No. The badness of it scares me. :p Blog about it. I will live vicariously.
2. What 3 items would you want if you were trapped on a plane with deadly terrorist snakes?
M-dog. She’d capture the snakes and make them beg for mercy. A venom-proof outfit, and snake poison.
3. Oliver Stone’s “World Trade Center” movie, starring Nicolas Cage. Is it too soon?
As long as there are survivors, it’s “too soon”. Raw nerves and all.
4. Will you see it?
Nah. being less than 70 blocks north during the actual event sort of killed it’s amusement factor for me.
5. You get an invitation to an event that specifies no gifts. Would you bring a gift anyways, or not?
If it specifies “no gifts” nah. If it doesn’t specify “gifts” or “no gifts”, maybe.
6. Have you ever put a message in bottle?
Constantly as a kid. I was convinced that the town I grew up in was a desert island, and I used to drop bottles with messages into the 10 mile river. Not that they went very far.
7. If you decided to write one today, what would it say?
“Breathe deep, seek peace.” Or I’d advertise my blog.
8. Rufus appears out of nowhere with a time-traveling phone booth. You can go anytime in the PAST. When do you go?
Long long ago. Or I’d go back in time to some of my times of teenage desperation, and convey some wisdom to save myself some pain.
9. What do you order at Starbucks? (or you local coffee shop)
Currently a small iced coffee, half decaf half regular. (if I’m at Starbucks) or if I’m at my neighborhood haunt, I usually order iced green tea or the new creation “Iced green tea latte” which is un.freaking.believable.
10. What shouldn’t people call your home state or town?
Taxachusetts. There are plenty of states that have more taxes. :p I live in one now.
August 15th, 2006 at 5:13 am
1. Are you going to the midnight opening showing of Snakes on a Plane this week?
A: Alas, my plane doesn’t land until midnight so unless it’s showing at Manchester airport, I’ll probably have to wait.
2. What 3 items would you want if you were trapped on a plane with deadly terrorist snakes?
a. leather coveralls
b. a flutophone so I could make them dance
c. the Bat-anti snake spray, Robin!
3. Oliver Stone’s “World Trade Center” movie, starring Nicolas Cage. Is it too soon?
A: No…from the previews it seems more a human interest story of man’s struggle against incredible odds. That’s appropriate anytime.
4. Will you see it?
A: Probably not until it’s on an airplane.
5. You get an invitation to an event that specifies no gifts. Would you bring a gift anyways, or not?
A: Probably not…but maybe a humorous card or some such.
6. Have you ever put a message in bottle?
A: No.
7. If you decided to write one today, what would it say?

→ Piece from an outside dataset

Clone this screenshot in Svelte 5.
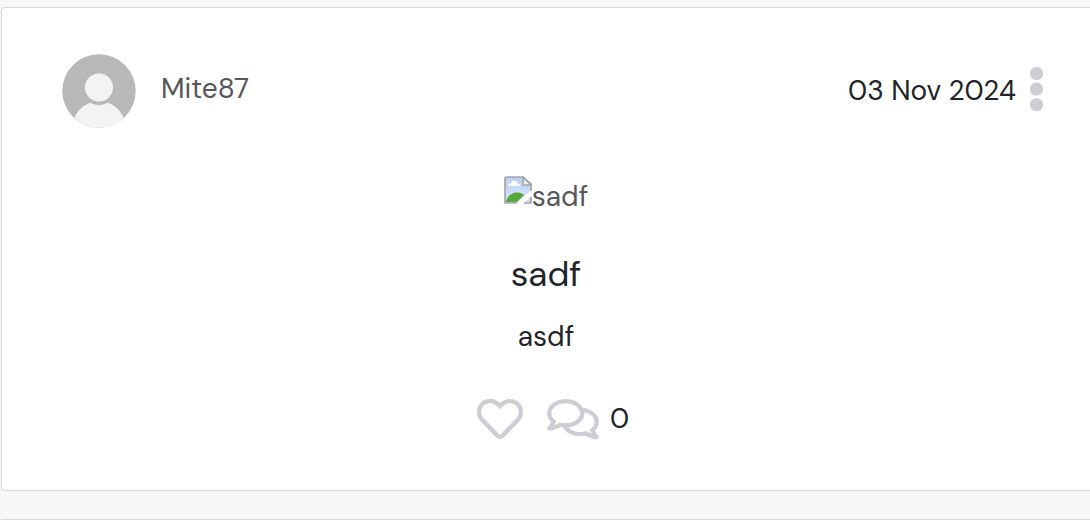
<script>
  const posts = [
    { author: 'Mite87', date: '03 Nov 2024', title: 'sadf', text: 'asdf', comments: 0 },
  ];
</script>

<main class="feed">
  {#each posts as post}
    <article class="card">
      <header class="head">
        <a class="author" href="#profile">
          <svg class="avatar" viewBox="0 0 74 74" aria-hidden="true">
            <defs>
              <clipPath id="avatar-clip"><circle cx="37" cy="37" r="36.7" /></clipPath>
            </defs>
            <g clip-path="url(#avatar-clip)">
              <rect width="74" height="74" fill="#b8b8b8" />
              <ellipse cx="37" cy="75" rx="27" ry="28" fill="#f3f3f3" />
              <circle cx="37" cy="34" r="17" fill="#b8b8b8" />
              <circle cx="37" cy="33.5" r="14" fill="#f3f3f3" />
            </g>
          </svg>
          <span>{post.author}</span>
        </a>
        <div class="meta">
          <time datetime="2024-11-03">{post.date}</time>
          <button class="icon-button" aria-label="Options">
            <svg class="dots" viewBox="0 0 14 48" aria-hidden="true">
              <circle cx="6.5" cy="6.5" r="6.6" />
              <circle cx="6.5" cy="22" r="6.6" />
              <circle cx="6.5" cy="37.5" r="6.6" />
            </svg>
          </button>
        </div>
      </header>

      <a class="picture" href="#post">
        <svg class="broken" viewBox="0 0 28 28" aria-hidden="true">
          <defs>
            <linearGradient id="sky" x1="0" y1="0" x2="0" y2="1">
              <stop offset="0" stop-color="#b9cdf4" />
              <stop offset="1" stop-color="#dde7fb" />
            </linearGradient>
          </defs>
          <path d="M2 1h17l8 7v7L14 27H1V2z" fill="url(#sky)" />
          <path d="M4 10c0-2 1.500-2.500 3-2.500 .5-4 6-4 6.500 0 1.500 0 2.500.9 2.500 2.500z" fill="#fff" />
          <path d="M2 26c1-6 6-9.500 11-9.500 3 0 5.500 1 7 2.500L13 26z" fill="#55a93c" />
          <path d="M12 28 28 13v6L19 28z" fill="#fff" />
          <path d="M20 27 27 21v6z" fill="#cfdcea" />
          <path d="M13 27H1V3Q1 1 3 1H19L27 8v7M27 21v6H20" fill="none" stroke="#a6a6aa" stroke-width="1.700" />
          <path d="M19 1v8h8z" fill="#f2f2f2" stroke="#a6a6aa" stroke-width="1.700" />
        </svg>
        <span>{post.title}</span>
      </a>

      <h2>{post.title}</h2>
      <p>{post.text}</p>

      <footer class="actions">
        <button class="icon-button" aria-label="Like">
          <svg class="heart" viewBox="0 0 512 512" aria-hidden="true">
            <path d="M458.4 64.3C400.6 15.7 311.3 23 256 79.3 200.7 23 111.4 15.6 53.6 64.3-21.6 127.6-10.6 230.8 43 285.5l175.4 178.7c10 10.2 23.4 15.9 37.6 15.9 14.3 0 27.6-5.6 37.6-15.8L469 285.6c53.5-54.7 64.7-157.9-10.6-221.3zm-23.6 187.5L259.4 430.5c-2.4 2.4-4.4 2.4-6.8 0L77.2 251.8c-36.5-37.2-43.9-107.6 7.3-150.7 38.9-32.7 98.9-27.8 136.5 10.5l35 35.7 35-35.7c37.8-38.5 97.8-43.2 136.5-10.6 51.1 43.1 43.5 113.9 7.3 150.8z" />
          </svg>
        </button>
        <button class="icon-button count" aria-label="Comments">
          <svg class="comments" viewBox="0 0 576 512" aria-hidden="true">
            <path d="M532 386.2c27.5-27.1 44-61.1 44-98.2 0-80-76.5-146.1-176.2-157.9C368.3 72.5 294.3 32 208 32 93.1 32 0 103.6 0 192c0 37 16.5 71 44 98.2-15.3 30.7-37.3 54.5-37.7 54.9-6.3 6.7-8.1 16.5-4.4 25 3.6 8.5 12 14 21.2 14 53.5 0 96.7-20.2 125.2-38.8 9.2 2.1 18.7 3.7 28.4 4.9C208.1 407.6 281.8 448 368 448c20.8 0 40.8-2.4 59.8-6.8C456.3 459.7 499.4 480 553 480c9.2 0 17.5-5.5 21.2-14 3.6-8.5 1.9-18.3-4.4-25-.4-.3-22.5-24.1-37.8-54.8zm-392.8-92.3L122.1 305c-14.1 9.1-28.5 16.3-43.1 21.4 2.7-4.7 5.4-9.7 8-14.8l15.5-31.1L77.7 256C64.2 242.6 48 220.7 48 192c0-60.7 73.3-112 160-112s160 51.3 160 112-73.3 112-160 112c-16.5 0-33-1.9-49-5.6l-19.8-4.5zM498.3 352l-24.7 24.4 15.5 31.1c2.6 5.1 5.3 10.1 8 14.8-14.6-5.1-29-12.3-43.1-21.4l-17.1-11.1-19.9 4.6c-16 3.7-32.5 5.6-49 5.6-54 0-102.2-20.1-131.3-49.7C338 339.5 416 272.9 416 192c0-3.4-.4-6.7-.7-10C479.7 196.5 528 238.8 528 288c0 28.7-16.2 50.6-29.7 64z" />
          </svg>
          <span>{post.comments}</span>
        </button>
      </footer>
    </article>
  {/each}
  <article class="card next" aria-label="Next post"></article>
</main>

<style>
  :global(body) {
    margin: 0;
    background: #f7f7f7;
  }

  .feed {
    display: flex;
    flex-direction: column;
    gap: 28px;
    padding: 7px 0 0 1px;
    color: #212529;
    font-family: 'DM Sans', Inter, sans-serif;
    font-size: 28px;
    line-height: 42px;
  }

  .card {
    display: flex;
    flex-direction: column;
    align-items: center;
    padding: 46px 60px 48px;
    background: #fff;
    border: 1px solid #d9dadd;
    border-right: 0;
    border-radius: 4px 0 0 4px;
  }

  .next {
    padding: 0;
    border-bottom: 0;
  }

  .head {
    display: flex;
    align-self: stretch;
    justify-content: space-between;
    align-items: center;
    margin-right: -14px;
  }

  a {
    color: #55575a;
    text-decoration: none;
  }

  .author {
    display: flex;
    align-items: center;
    gap: 25px;
  }

  .author span {
    padding-bottom: 4px;
  }

  .avatar {
    width: 74px;
    height: 74px;
  }

  .meta {
    display: flex;
    align-items: center;
    gap: 14px;
  }

  .icon-button {
    display: flex;
    align-items: center;
    padding: 0;
    border: 0;
    background: none;
    color: inherit;
    font: inherit;
    cursor: pointer;
  }

  .icon-button svg {
    fill: #cecdd3;
    overflow: visible;
  }

  .dots {
    width: 14px;
    height: 48px;
  }

  .picture {
    display: flex;
    align-items: center;
    margin-top: 48px;
  }

  .broken {
    width: 28px;
    height: 28px;
    margin-bottom: 14px;
  }

  h2 {
    margin: 35px 0 0;
    font-size: 35px;
    font-weight: 400;
    line-height: 42px;
  }

  p {
    margin: 21px 0 0;
  }

  .actions {
    display: flex;
    align-items: center;
    gap: 24px;
    margin-top: 38px;
    padding-left: 14px;
  }

  .heart {
    width: 46px;
    height: 46px;
  }

  .comments {
    width: 52px;
    height: 46px;
  }

  .count {
    gap: 11px;
  }
</style>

A: “For amazing artwork and the best greeting cards ever, visit http://www.emmasart.com”
8. Rufus appears out of nowhere with a time-traveling phone booth. You can go anytime in the PAST. When do you go?
A: You mean Rufus, the late 70’s funk band fronted by Chaka Khan? I’d go anywhere (I mean anytime) with them!….otherwise, I’d go back to some longshot sports event (like the Mets winning the World Series in 1969) and bet $10,000 on 500-1 odds.
9. What do you order at Starbucks? (or you local coffee shop)
A: Venti triple soy latte.
10. What shouldn’t people call your home state or town?
A: The employment capital of the world (Central PA)
August 15th, 2006 at 9:45 am
I find it scary that Devon and I both came up with the Adam West Batman “solution” to the snake problem…Way too much bad 60’s TV for both of us I guess…
“With all due modesty Commissioner…if we can’t do it….Heaven knows, who can?”…
August 15th, 2006 at 10:37 am
Week 17 Questionnaire
1. Are you going to the midnight opening showing of Snakes on a Plane this week?
No because a) I can’t stay up that late anymore b) I’ll be waiting for your dad to come home and c) too sckeered
2. What 3 items would you want if you were trapped on a plane with deadly terrorist snakes?
a) first class seating, just because; b) fine champagne – might as well go down with the best; and c) a tribe of mongooses
3. Oliver Stone’s “World Trade Center” movie, starring Nicolas Cage. Is it too soon?
Oh I don’t know, it just isn’t something I’d pay to see.
4. Will you see it?
Not if I have to pay for it.
5. You get an invitation to an event that specifies no gifts. Would you bring a gift anyways, or not?
Yes. They never really mean that, and I’d want to show my appreciation for whatever work was done to entertain or feed me. And I don’t want to run the risk of being considered cheap. There’s always some small thoughtful thing you can give to the host or their kids or charity or whatnot.
6. Have you ever put a message in bottle?
I think so, when I was a kid.
7. If you decided to write one today, what would it say?
“My son wouldn’t return this, will you?”
8. Rufus appears out of nowhere with a time-traveling phone booth. You can go anytime in the PAST. When do you go?
Back to when my dad was still living, so I could give him one last hug and tell him all about his wonderful grandkids
9. What do you order at Starbucks? (or you local coffee shop)
A double or triple espresso
10. What shouldn’t people call your home state or town?